Big Data means we can use computers to simplify masses of data collected over the last few decades, allowing us to draw conclusion across different data sets that would never have been possible until recently – but again, undoubtedly that last piece of analysis could probably be undertaken by a machine. At a recent event I spoke at, a representative of a large communications company detailed how they were capturing anonymised data from mobile signals from which commutes, school runs, traffic jams, social trends, spending habits etc. could be gathered and used to inform commercial organisations of target audiences and locations for their products and advertisements. This was warmly received by the majority of the audience, but as someone who has always tried to introduce technology to make people’s lives better, I found it all a bit unnerving and lacking in social benefit.

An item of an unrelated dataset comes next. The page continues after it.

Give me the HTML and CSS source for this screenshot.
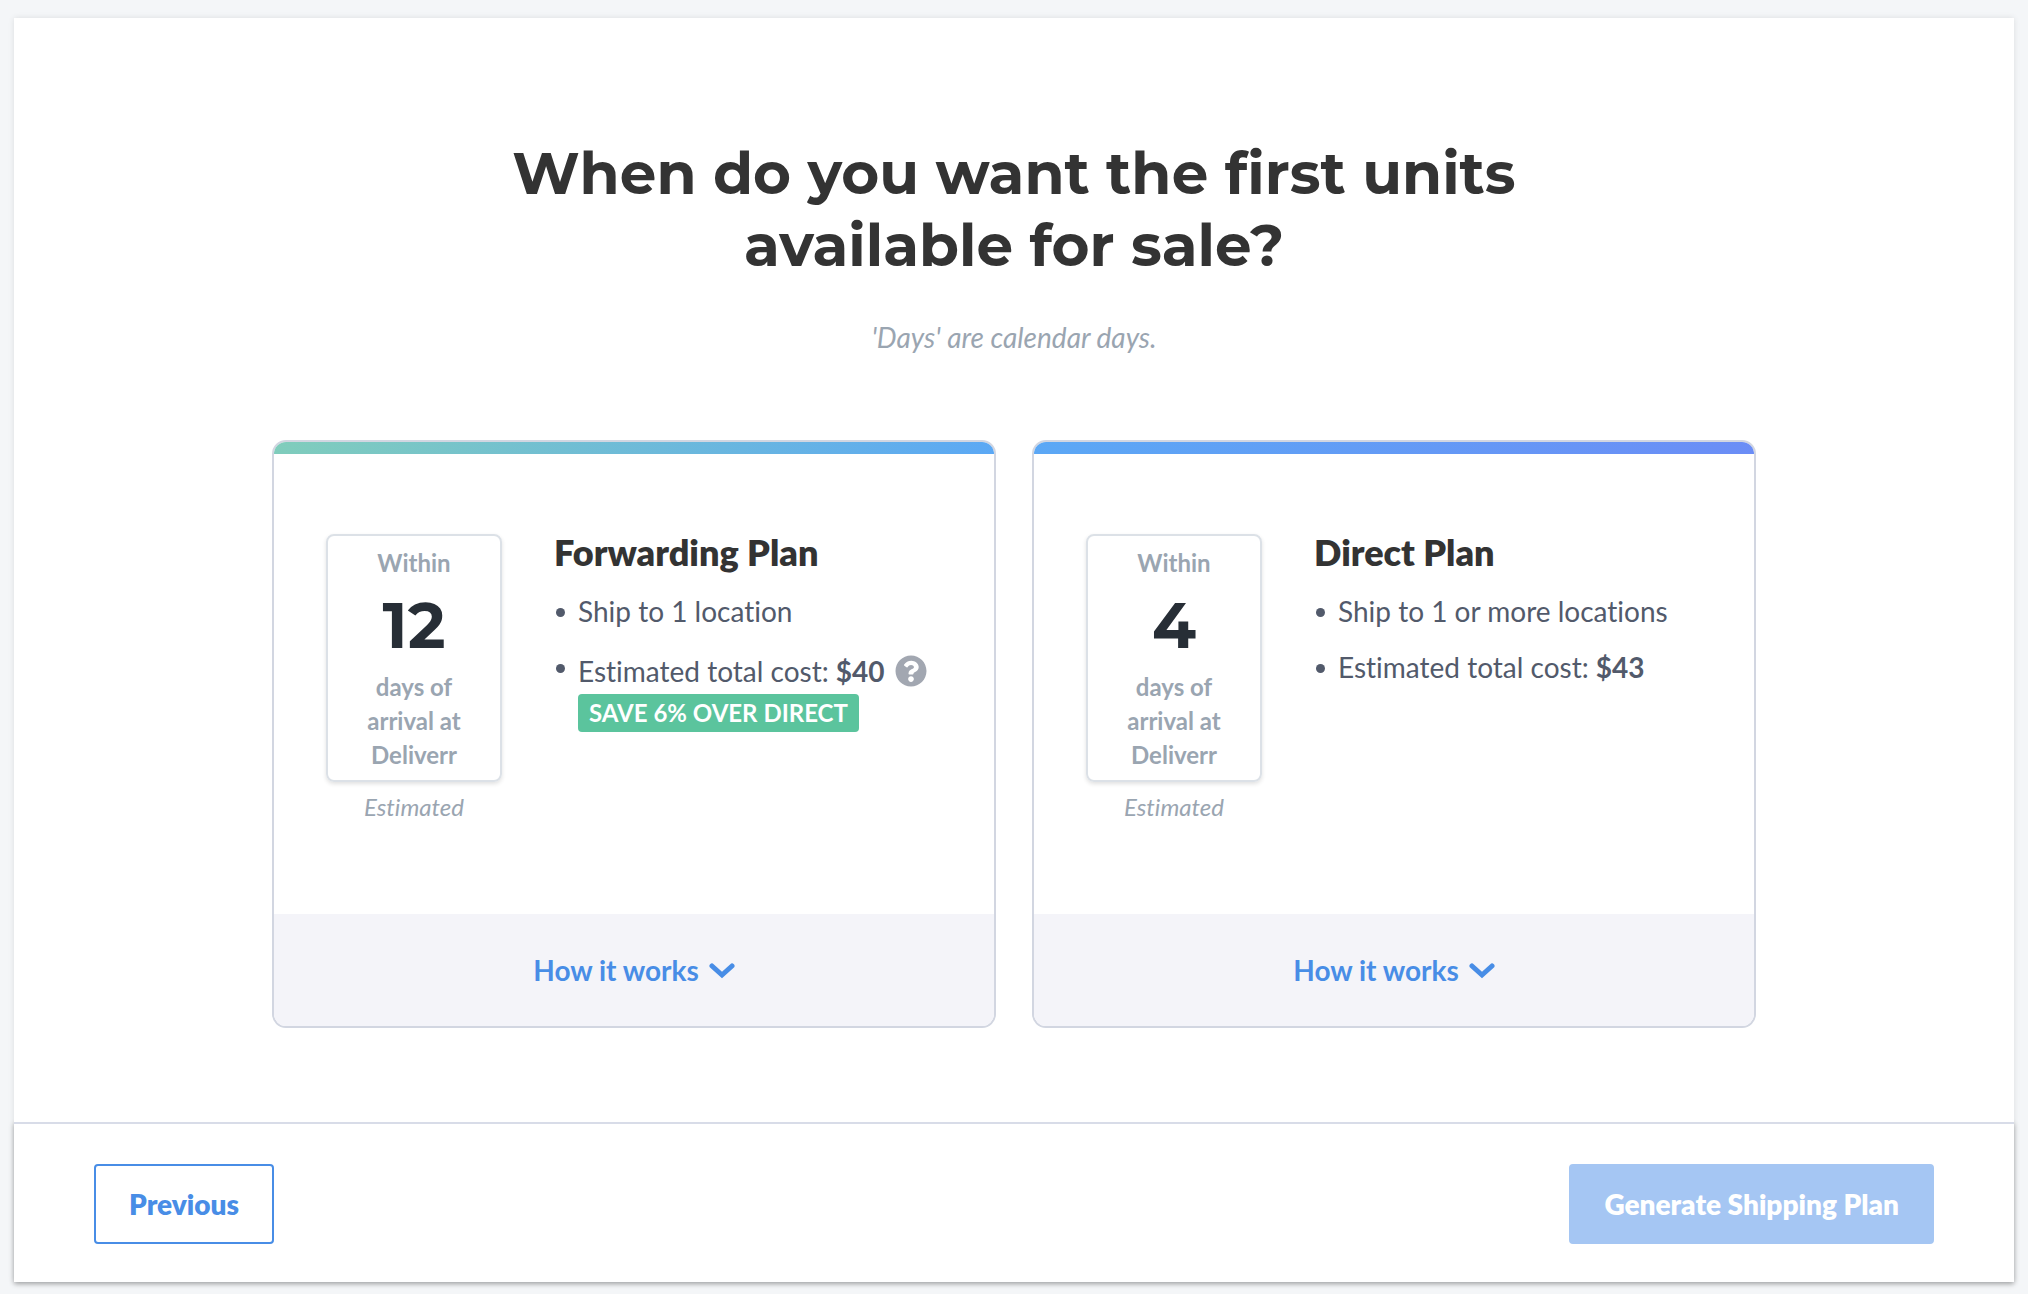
FILE: index.html
```html
<!DOCTYPE html>
<html lang="en">
<head>
  <meta charset="utf-8">
  <meta name="viewport" content="width=device-width, initial-scale=1">
  <title>Choose a shipping plan</title>
  <link rel="stylesheet" href="styles.css">
</head>
<body>
  <div class="panel">
    <main class="content">
      <h1 class="heading">When do you want the first units available for sale?</h1>
      <p class="subheading">'Days' are calendar days.</p>

      <div class="plans">
        <article class="plan plan--forwarding">
          <div class="plan__body">
            <div class="arrival">
              <div class="arrival__box">
                <span>Within</span>
                <strong class="arrival__days">12</strong>
                <span>days of arrival at Deliverr</span>
              </div>
              <em class="arrival__note">Estimated</em>
            </div>
            <div class="details">
              <h2 class="details__title">Forwarding Plan</h2>
              <ul class="details__list">
                <li>Ship to 1 location</li>
                <li>
                  <div>
                    <div class="cost">
                      <span>Estimated total cost: <b>$40</b></span>
                      <button class="help" type="button" aria-label="About this cost">
                        <svg viewBox="0 0 512 512" width="32" height="32" aria-hidden="true"><path fill="currentColor" d="M504 256c0 136.997-111.043 248-248 248S8 392.997 8 256C8 119.083 119.043 8 256 8s248 111.083 248 248zM262.655 90c-54.497 0-89.255 22.957-116.549 63.758-3.536 5.286-2.353 12.415 2.715 16.258l34.699 26.31c5.205 3.947 12.621 3.008 16.665-2.122 17.864-22.658 30.113-35.797 57.303-35.797 20.429 0 45.698 13.148 45.698 32.958 0 14.976-12.363 22.667-32.534 33.976C247.128 238.528 216 254.941 216 296v4c0 6.627 5.373 12 12 12h56c6.627 0 12-5.373 12-12v-1.333c0-28.462 83.186-29.647 83.186-106.667 0-58.002-60.165-102-116.531-102zM256 338c-25.365 0-46 20.635-46 46 0 25.364 20.635 46 46 46s46-20.636 46-46c0-25.365-20.635-46-46-46z"/></svg>
                      </button>
                    </div>
                    <span class="badge">SAVE 6% OVER DIRECT</span>
                  </div>
                </li>
              </ul>
            </div>
          </div>
          <button class="plan__toggle" type="button" aria-expanded="false">
            How it works
            <svg viewBox="0 0 26 24" width="26" height="24" aria-hidden="true"><path d="M3 8l10 9 10-9" fill="none" stroke="currentColor" stroke-width="5" stroke-linecap="round" stroke-linejoin="miter"/></svg>
          </button>
        </article>

        <article class="plan plan--direct">
          <div class="plan__body">
            <div class="arrival">
              <div class="arrival__box">
                <span>Within</span>
                <strong class="arrival__days">4</strong>
                <span>days of arrival at Deliverr</span>
              </div>
              <em class="arrival__note">Estimated</em>
            </div>
            <div class="details">
              <h2 class="details__title">Direct Plan</h2>
              <ul class="details__list">
                <li>Ship to 1 or more locations</li>
                <li><span>Estimated total cost: <b>$43</b></span></li>
              </ul>
            </div>
          </div>
          <button class="plan__toggle" type="button" aria-expanded="false">
            How it works
            <svg viewBox="0 0 26 24" width="26" height="24" aria-hidden="true"><path d="M3 8l10 9 10-9" fill="none" stroke="currentColor" stroke-width="5" stroke-linecap="round" stroke-linejoin="miter"/></svg>
          </button>
        </article>
      </div>
    </main>

    <footer class="actions">
      <button class="button button--outline" type="button">Previous</button>
      <button class="button button--primary" type="button" disabled>Generate Shipping Plan</button>
    </footer>
  </div>
</body>
</html>
```
FILE: styles.css
```css
*,
*::before {
  box-sizing: border-box;
}

body {
  margin: 0;
  min-height: 100vh;
  display: flex;
  padding: 18px 14px 12px;
  background: #f4f6f8;
  color: #525a6b;
  font: 28px/36px Lato, sans-serif;
  font-variant-ligatures: none;
}

h1,
h2,
p,
ul {
  margin: 0;
  padding: 0;
}

button {
  margin: 0;
  font-family: inherit;
  cursor: pointer;
}

.panel {
  flex: 1;
  display: flex;
  flex-direction: column;
  background: #fff;
  box-shadow: 0 0 6px rgba(0, 0, 0, 0.1);
}

.content {
  position: relative;
  z-index: 1;
  flex: 1;
  padding: 120px 80px 90px;
  background: #fff;
}

.heading {
  max-width: 1100px;
  margin: 0 auto 36px;
  color: #333;
  font-family: Montserrat, Inter, sans-serif;
  font-size: 58px;
  font-weight: 700;
  line-height: 72px;
  text-align: center;
}

.subheading {
  margin-bottom: 84px;
  color: #9aa5b1;
  font-style: italic;
  line-height: 38px;
  text-align: center;
}

.plans {
  display: grid;
  grid-template-columns: 1fr 1fr;
  gap: 36px;
  max-width: 1484px;
  margin: 0 auto;
}

.plan {
  display: flex;
  flex-direction: column;
  overflow: hidden;
  border: 2px solid #d2d6e1;
  border-radius: 14px;
}

.plan::before {
  content: "";
  height: 12px;
}

.plan--forwarding::before {
  background: linear-gradient(135deg, #80cdbb, #5ba8f5);
}

.plan--direct::before {
  background: linear-gradient(135deg, #5ba8f5, #6b8df6);
}

.plan__body {
  flex: 1;
  display: flex;
  gap: 52px;
  padding: 80px 52px 90px;
}

.arrival {
  flex: none;
  display: flex;
  flex-direction: column;
  gap: 8px;
  width: 176px;
  color: #9aa5b1;
  font-size: 24px;
  line-height: 34px;
  text-align: center;
}

.arrival__box {
  display: flex;
  flex-direction: column;
  padding: 10px 24px 8px;
  border: 2px solid #dce1e7;
  border-radius: 8px;
  box-shadow: 0 2px 4px rgba(0, 0, 0, 0.12);
  font-weight: 700;
}

.arrival__days {
  color: #272e36;
  font-family: Montserrat, Inter, sans-serif;
  font-size: 64px;
  font-weight: 700;
  line-height: 90px;
}

.details__title {
  margin-bottom: 23px;
  color: #333;
  font-size: 36px;
  font-weight: 800;
  line-height: 36px;
}

.details__list {
  display: grid;
  gap: 20px;
  list-style: none;
}

.details__list li {
  display: flex;
  gap: 13px;
}

.details__list li::before {
  content: "";
  flex: none;
  width: 9px;
  height: 9px;
  margin: 15px 0 0 2px;
  border-radius: 50%;
  background: currentColor;
}

.cost {
  display: flex;
  align-items: center;
  gap: 10px;
  height: 44px;
}

.help {
  display: flex;
  padding: 0;
  border: 0;
  background: none;
  color: #a2a7b1;
}

.badge {
  display: inline-block;
  padding: 0 11px;
  border-radius: 4px;
  background: #5bc49d;
  color: #fff;
  font-size: 24px;
  font-weight: 700;
  line-height: 38px;
}

.plan__toggle {
  display: flex;
  align-items: center;
  justify-content: center;
  gap: 10px;
  padding: 38px 0;
  border: 0;
  background: #f4f4f9;
  color: #488de6;
  font-size: 28px;
  font-weight: 700;
  line-height: 36px;
}

.actions {
  display: flex;
  align-items: center;
  justify-content: space-between;
  padding: 40px 80px 38px;
  border-top: 2px solid #d8dce8;
  box-shadow: 0 2px 5px rgba(0, 0, 0, 0.3);
}

.button {
  padding: 20px 33px;
  border: 2px solid #488de6;
  border-radius: 4px;
  background: #fff;
  color: #488de6;
  font-size: 28px;
  font-weight: 800;
  line-height: 36px;
}

.button--primary {
  border-color: #a5c6f3;
  background: #a5c6f3;
  color: #fff;
  cursor: default;
}
```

So does all this mean, that this spells the end for us as an autonomous race ourselves, or simply that this level of progress is required to sustain our race, as a rapidly increasing, currently earthbound population?
Well, I guess that depends on us. Just as it is perceived that the proliferation of nuclear weapons has to-date prevented World War III, I’d like to be optimistic in that these machines that some fear will be the end of us, may actually be the things that keep us alive, albeit in a way quite different from now. There is a dichotomy though, in this anticipated future of symbiotic machine dependence – if we cease to exist, what would the purpose of the machines be, and would they care if they didn’t have a purpose? Maybe there will be lots of robots pondering the meaning of their existence.
It may feel a bit like Star Trek to consider that, but then again – put yourselves in the shoes of one of the many tribal societies that dominated the world not all that long ago, where brutality, violence and higher mortality were predominant features of their lives – I doubt they could have foreseen a future of living to a hundred years old in a skyscraper or travelling to the other side of the world in a day. Change is inevitable, but when and what it looks like, well, we’ll have to wait and see.